骨軟化症、通称「くる病」と呼ばれる病気は、ビタミンD不足で起こる有名な疾患です。30分~1時間の外での運動を行わず、ビタミンDが不足した子どもには、骨の変形が見られるケースが見られます。栄養をしっかりとり、日光を浴びる習慣は、骨にとってとても大切であることがここからもよく分かりますね。

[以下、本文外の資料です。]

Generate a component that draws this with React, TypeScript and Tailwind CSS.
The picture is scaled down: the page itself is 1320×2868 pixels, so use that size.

ただし、日光の浴びすぎは皮膚ダメージの原因にもなるので、長時間の運動は気をつけましょう。夏場などは熱中症のリスクにも警戒してください。
ビタミンK
ビタミンKもまた、骨の合成に必須の栄養素です。骨芽細胞から骨代謝を促進するタンパク質であるオステオカルシンの分泌・促進に作用するのが、ビタミンKの作用です。ビタミンKは納豆などからの摂取がおすすめです。
GIP(たんぱく質、糖質)
GIPは小腸上部に存在するK細胞から分泌されるペプチドホルモンです。食事摂取に伴い分泌され、膵β細胞に作用しインスリンの分泌を促進する因子であるインクレチンのひとつでもあります。

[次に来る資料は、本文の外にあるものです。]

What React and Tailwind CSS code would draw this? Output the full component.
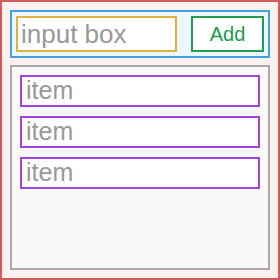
export default function App() {
  const items = ['item', 'item', 'item'];

  return (
    <div
      className="w-[280px] h-[280px] border-2 border-[#d25c5c] bg-[#fff0f0] p-2 flex flex-col gap-[7px]"
      style={{ fontFamily: '"Liberation Sans", Arial, sans-serif' }}
    >
      {/* Input row */}
      <div className="border-2 border-[#41a0e0] bg-[#eef6fd] p-1 flex items-center gap-[14px]">
        <input
          className="w-[161px] h-[36px] border-2 border-[#e0b43c] bg-white px-[3px] text-[26px] text-[#999] placeholder:text-[#999] outline-none"
          placeholder="input box"
        />
        <button className="flex-1 h-[36px] border-2 border-[#1ea050] bg-white text-[20px] text-[#1a9a4e]">
          Add
        </button>
      </div>

      {/* List */}
      <div className="flex-1 border-2 border-[#aaaaaa] bg-[#f9f9f9] p-2 flex flex-col gap-[9px]">
        {items.map((item, i) => (
          <div
            key={i}
            className="h-[32px] border-2 border-[#a444e0] bg-white px-1 flex items-center text-[25px] text-[#999]"
          >
            {item}
          </div>
        ))}
      </div>
    </div>
  );
}
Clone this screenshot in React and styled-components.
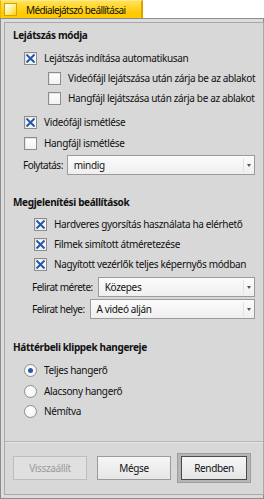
import React from "react";
import styled, { createGlobalStyle } from "styled-components";

const Global = createGlobalStyle`
  html, body { margin: 0; padding: 0; background: #ffffff; }
  body {
    font-family: "Noto Sans", "DejaVu Sans", sans-serif;
    font-size: 10px;
    color: #111;
    letter-spacing: -0.35px;
    white-space: nowrap;
  }
`;

const Window = styled.div`
  width: 264px;
  height: 499px;
  display: flex;
  flex-direction: column;
`;

const Tab = styled.div`
  width: 143px;
  height: 18px;
  box-sizing: border-box;
  display: flex;
  align-items: center;
  gap: 9px;
  padding-left: 3px;
  background: linear-gradient(#ffe25a, #ffcb00 70%);
  border-left: 1px solid #e8b400;
  border-right: 2px solid #d9a400;
  border-top: 1px solid #ffe98a;
  font-size: 10px;
  letter-spacing: -0.6px;
`;

const CloseBox = styled.div`
  width: 13px;
  height: 13px;
  box-sizing: border-box;
  border: 1px solid #d2a200;
  background: linear-gradient(135deg, #ffffff 0%, #fff2a8 45%, #ffd200 100%);
`;

const Frame = styled.div`
  flex: 1;
  display: flex;
  box-sizing: border-box;
  border: 1px solid #8d8d8d;
  background: #dcdcdc;
  padding: 3px;
`;

const Panel = styled.div`
  flex: 1;
  display: flex;
  flex-direction: column;
  box-sizing: border-box;
  border: 1px solid #a9a9a9;
  background: #d8d8d8;
  padding: 0 8px 0 8px;
`;

const Heading = styled.div`
  font-weight: 700;
  line-height: 14px;
  height: 14px;
  margin-top: ${(p) => p.$top}px;
  margin-bottom: ${(p) => p.$bottom}px;
`;

const Row = styled.label`
  display: flex;
  align-items: center;
  height: 20px;
  gap: 7px;
  padding-left: ${(p) => p.$indent}px;
  margin-top: ${(p) => p.$top || 0}px;
`;

const Box = styled.span`
  width: 13px;
  height: 13px;
  box-sizing: border-box;
  border: 1px solid #8c8c8c;
  background: linear-gradient(#ffffff, #f2f2f2);
  box-shadow: inset 1px 1px 0 #e4e4e4;
  display: flex;
  align-items: center;
  justify-content: center;
  flex-shrink: 0;
`;

const Radio = styled.span`
  width: 13px;
  height: 13px;
  box-sizing: border-box;
  border: 1px solid #8f8f8f;
  border-radius: 50%;
  background: radial-gradient(circle at 40% 40%, #ffffff, #f0f0f0);
  display: flex;
  align-items: center;
  justify-content: center;
  flex-shrink: 0;
  &::after {
    content: "";
    width: 5px;
    height: 5px;
    border-radius: 50%;
    background: ${(p) => (p.$on ? "#2a5aa6" : "transparent")};
  }
`;

const FieldRow = styled.div`
  display: flex;
  align-items: center;
  gap: ${(p) => p.$gap}px;
  padding-left: ${(p) => p.$indent}px;
  margin-top: ${(p) => p.$top}px;
`;

const FieldLabel = styled.span`
  letter-spacing: -0.5px;
`;

const Popup = styled.div`
  flex: 1;
  height: 20px;
  box-sizing: border-box;
  border: 1px solid #9b9b9b;
  background: linear-gradient(#fbfbfb, #efefef);
  display: flex;
  align-items: center;
  padding-left: 6px;
  position: relative;
  &::before {
    content: "";
    position: absolute;
    right: 10px;
    top: 2px;
    bottom: 2px;
    border-left: 1px solid #e2e2e2;
  }
  &::after {
    content: "";
    position: absolute;
    right: 3px;
    top: 8px;
    border-left: 2.5px solid transparent;
    border-right: 2.5px solid transparent;
    border-top: 3px solid #555;
  }
`;

const Spacer = styled.div`
  flex: 1;
`;

const Separator = styled.div`
  margin: 0 -8px;
  border-top: 1px solid #b4b4b4;
  border-bottom: 1px solid #e6e6e6;
`;

const ButtonBar = styled.div`
  display: flex;
  align-items: center;
  padding: 10px 0 11px;
`;

const Button = styled.button`
  width: 74px;
  height: 24px;
  box-sizing: border-box;
  font: inherit;
  letter-spacing: inherit;
  border: 1px solid ${(p) => (p.disabled ? "#bdbdbd" : "#9a9a9a")};
  background: ${(p) =>
    p.disabled ? "#e0e0e0" : "linear-gradient(#f6f6f6, #e6e6e6)"};
  color: ${(p) => (p.disabled ? "#9a9a9a" : "#111")};
  padding: 0;
  margin-left: ${(p) => p.$gap}px;
`;

const DefaultRing = styled.div`
  margin-left: 6px;
  padding: 2px 3px;
  border: 1px solid #9f9f9f;
  background: #b6b6b6;
  display: flex;
`;

const DefaultButton = styled(Button)`
  width: 66px;
  height: 24px;
  border: 1px solid #4a4a4a;
  margin: 0;
`;

function Check({ on }) {
  return (
    <Box>
      {on && (
        <svg width="9" height="9" viewBox="0 0 9 9">
          <path d="M1.2 1.2 L7.8 7.8 M7.8 1.2 L1.2 7.8" stroke="#2458a8" strokeWidth="2" strokeLinecap="square" />
        </svg>
      )}
    </Box>
  );
}

function CheckRow({ on, indent, top, children }) {
  return (
    <Row $indent={indent} $top={top}>
      <Check on={on} />
      <span>{children}</span>
    </Row>
  );
}

export default function App() {
  return (
    <>
      <Global />
      <Window>
        <Tab>
          <CloseBox />
          <span>Médialejátszó beállításai</span>
        </Tab>
        <Frame>
          <Panel>
            <Heading $top={5} $bottom={6}>Lejátszás módja</Heading>
            <CheckRow on indent={11}>Lejátszás indítása automatikusan</CheckRow>
            <CheckRow indent={35}>Videófájl lejátszása után zárja be az ablakot</CheckRow>
            <CheckRow indent={35}>Hangfájl lejátszása után zárja be az ablakot</CheckRow>
            <CheckRow on indent={11} top={4}>Videófájl ismétlése</CheckRow>
            <CheckRow indent={11} top={1}>Hangfájl ismétlése</CheckRow>
            <FieldRow $indent={10} $top={2} $gap={4}>
              <FieldLabel>Folytatás:</FieldLabel>
              <Popup>mindig</Popup>
            </FieldRow>

            <Heading $top={20} $bottom={5}>Megjelenítési beállítások</Heading>
            <CheckRow on indent={21}>Hardveres gyorsítás használata ha elérhető</CheckRow>
            <CheckRow on indent={21}>Filmek simított átméretezése</CheckRow>
            <CheckRow on indent={21}>Nagyított vezérlők teljes képernyős módban</CheckRow>
            <FieldRow $indent={19} $top={3} $gap={5}>
              <FieldLabel>Felirat mérete:</FieldLabel>
              <Popup>Közepes</Popup>
            </FieldRow>
            <FieldRow $indent={19} $top={2} $gap={5}>
              <FieldLabel>Felirat helye:</FieldLabel>
              <Popup>A videó alján</Popup>
            </FieldRow>

            <Heading $top={21} $bottom={6}>Háttérbeli klippek hangereje</Heading>
            <Row $indent={11}>
              <Radio $on />
              <span>Teljes hangerő</span>
            </Row>
            <Row $indent={11} $top={1}>
              <Radio />
              <span>Alacsony hangerő</span>
            </Row>
            <Row $indent={11}>
              <Radio />
              <span>Némítva</span>
            </Row>

            <Spacer />
            <Separator />
            <ButtonBar>
              <Button disabled $gap={0}>Visszaállít</Button>
              <Button $gap={10}>Mégse</Button>
              <DefaultRing>
                <DefaultButton>Rendben</DefaultButton>
              </DefaultRing>
            </ButtonBar>
          </Panel>
        </Frame>
      </Window>
    </>
  );
}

GIPは一般的に、脂肪の蓄積や骨密度を高める働きを持っており、脂肪や単糖類に反応して分泌されます。つまり、糖質やたんぱく質の制限は骨粗しょう症の原因になるわけです。
特に高齢者は、たんぱく質合成能力の低下、骨合成の効率低下が起こります。それを考えると、たんぱく質を多めに摂取することは、健康増進に高い効果を発揮すると言えます。
消化管のコンディションも大事
腸内環境が悪いと、ビタミンやミネラルなど、もともと吸収率の良くない栄養素がさらに吸収されにくくなります。さらに消化管では、飽和脂肪酸やトランス脂肪酸、IL-6やTNTαなどの、炎症性の物質も多く分泌されます。これらによって消化管の炎症が進めば、栄養素が吸収されにくい状態になってしまうでしょう。
乳製品はマグカル比のバランスが悪いことだけでなく、飽和脂肪酸が多く含まれるという点からも過剰摂取は避けた方がいいでしょう。たんぱく質は豊富なんですがね。
IL-6
IL-6(インターロイキン-6)は多彩な生理作用を有するサイトカインと呼ばれる物質の一種です。サイトカインとは、さまざまな刺激によって免疫細胞などから産生されるたんぱく質です。

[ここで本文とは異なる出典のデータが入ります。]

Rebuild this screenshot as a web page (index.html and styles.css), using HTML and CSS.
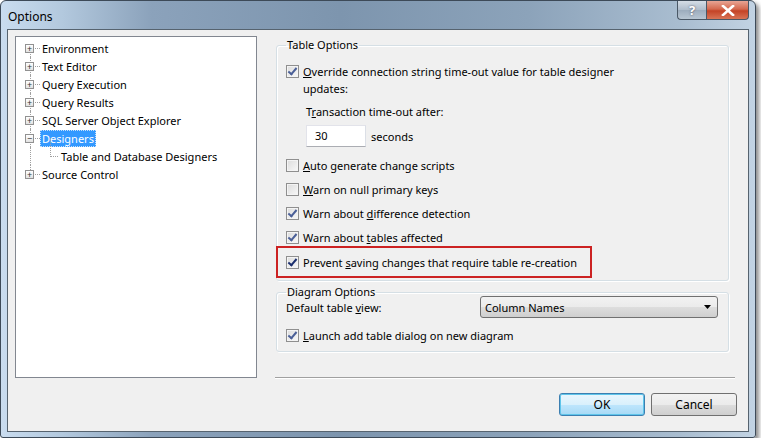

サイトカインは、身体に侵入した細菌やウイルスなどの異物を排除するため機能があります。サイトカインには大きく分けてインターロイキン(IL)、インターフェロン(IFN),腫瘍壊死因子(TNF)などいくつも種類があります。それをさらに「IL-6」のように細分化すると、その種類は数百にものぼり、作用も多種多様です。
TNFα(ティー・エヌ・エフ・アルファ)
サイトカインの一種で、腫瘍壊死因子と呼ばれ腫瘍をやっつける作用があるのですが、TNTαは関節リウマチ患者の関節で大量生成され、腫れ・痛みなど炎症や関節の壊死にも関わってしまうのです。